It can be shown that (4.14) is true if

\frac{\alpha}{p} \frac{e^{\alpha(y-x)} D(y)-D(x)-\alpha \int_{x}^{y} e^{\alpha(t-x)} D(t) d t}{G(x, y)\{1+G(x, y)\}} \leq \frac{D^{\prime}(x)}{D(x)}.   (4.16)


Define, for u \geq x .

\begin{aligned}
&F_{x}(u)=e^{\alpha(u-x)} D(u)-\alpha \int_{x}^{u} e^{\alpha(t-x)} D(t) d t \\
&H_{x}(u)=\frac{\alpha}{p} \int_{x}^{u} e^{\alpha(t-x)} D(t) d t\left\{1+\frac{\alpha}{p} \int_{x}^{u} e^{\alpha(t-x)} D(t) d t\right\}.
\end{aligned}    (4.17)


The left hand side of (4.16) may be written as

\frac{\alpha}{p} \frac{F_{x}(y)-F_{x}(x)}{H_{x}(y)-H_{x}(x)}.   (4.18)

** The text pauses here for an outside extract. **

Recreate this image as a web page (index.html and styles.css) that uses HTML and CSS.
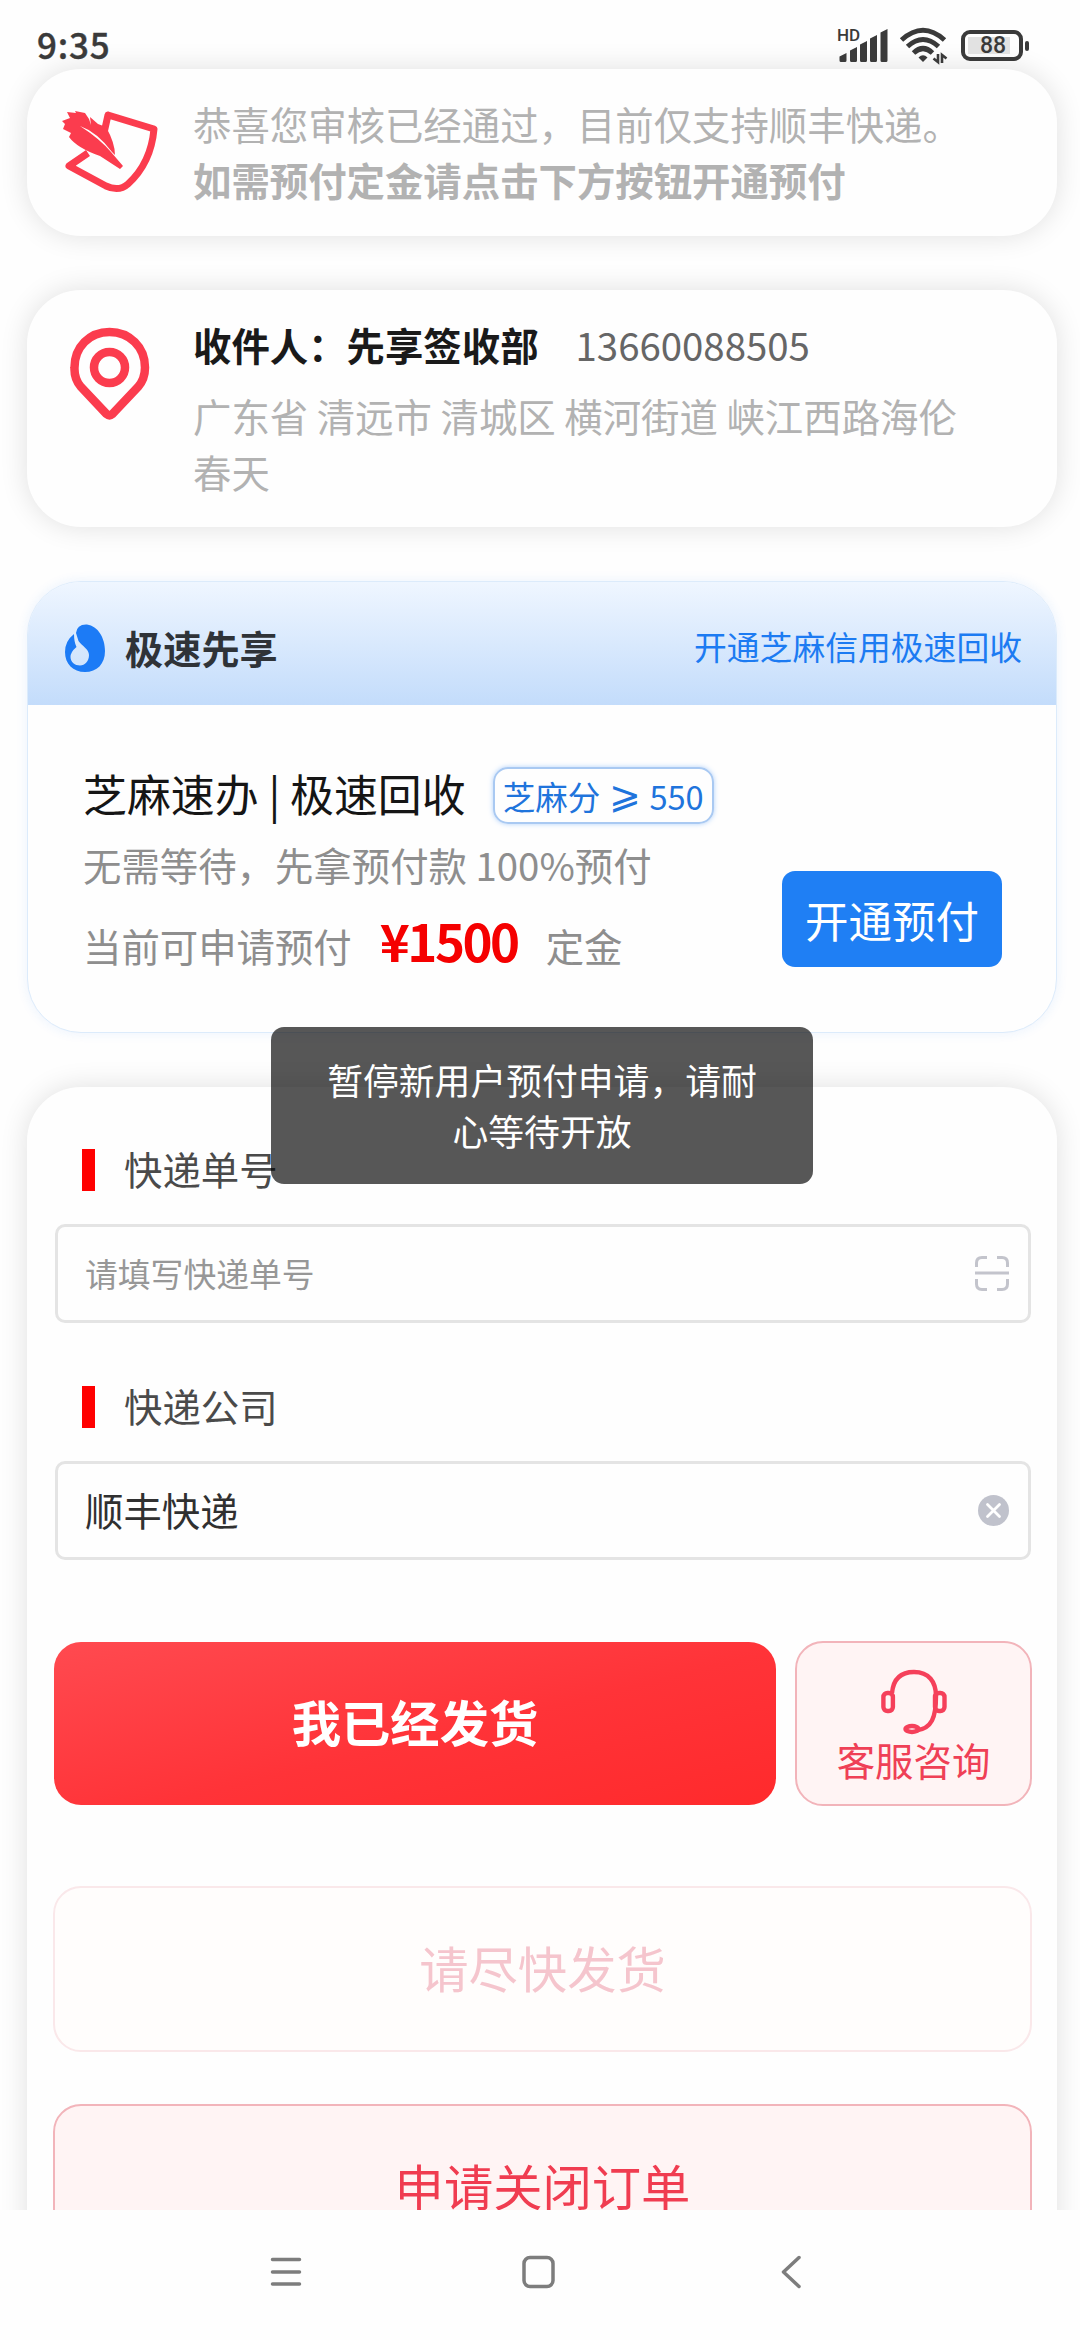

This is equal by extended-mean value theorem to (\alpha / p)\left(\left(F_{x}^{\prime}(\xi)\right) /\left(H_{x}^{\prime}(\xi)\right)\right) for some x \text { < } \xi \leq y. However,

\begin{aligned}
F_{x}^{\prime}(u) &=\alpha e^{\alpha(u-x)} D^{\prime}(u), \\
H_{x}^{\prime}(u) &=\partial_{y} G(x, u)\{1+2 G(x, u)\}.
\end{aligned}   (4.19)

Therefore,

\frac{\alpha}{p} \frac{F_{x}^{\prime}(\xi)}{H_{x}^{\prime}(\xi)}=\frac{D^{\prime}(\xi)}{D(\xi)\{1+2 G(x, \xi)\}} \leq \frac{D^{\prime}(x)}{D(x)\{1+2 G(x, x)\}}=\frac{D^{\prime}(x)}{D(x)}.   (4.20)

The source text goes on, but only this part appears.